Stephen W. Perkins (1809—after 1869) was an American political figure in the Republic of Texas and early statehood Texas who, in 1846–47, served as Speaker of the Texas House of Representatives during the First Texas Legislature.

A native of Kentucky, Perkins moved in 1840 to Texas' Brazoria County, where he founded a plantation in the village of Bailey's Prairie.  In 1844 he was elected to the Texas House in the Ninth Congress of the Republic of Texas. Perkins was on the committee charged to write an "Address to the People of Texas" in regard to annexation.

After the annexation of Texas, Perkins was elected to the House of Representatives of the First Texas Legislature, and to the Senate of the Second Legislature. During his time in the House, Perkins was elected Speaker after the resignation of William H. Bourland.

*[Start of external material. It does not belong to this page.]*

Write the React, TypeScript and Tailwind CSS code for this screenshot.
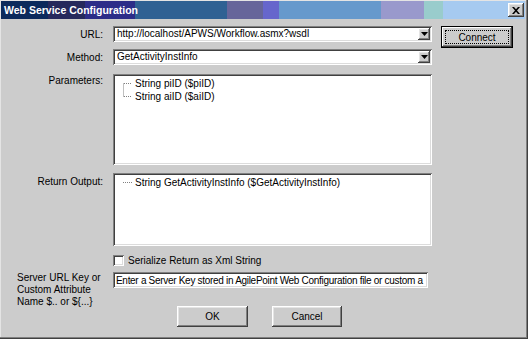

After fulfilling his legislative duties, Perkins served as chief justice of Brazoria County from 1850 until 1862. In that year, at the age of 53, with the Civil War at full momentum, he reported as a private in the Brazoria Volunteers of the Rio Grande Regiment, a home guard company. In 1866 he was re-elected to his former judicial post in Brazoria County, but the regional Union commander, Major General Joseph J. Reynolds removed him from office on April 25, 1869 as "an impediment to Reconstruction".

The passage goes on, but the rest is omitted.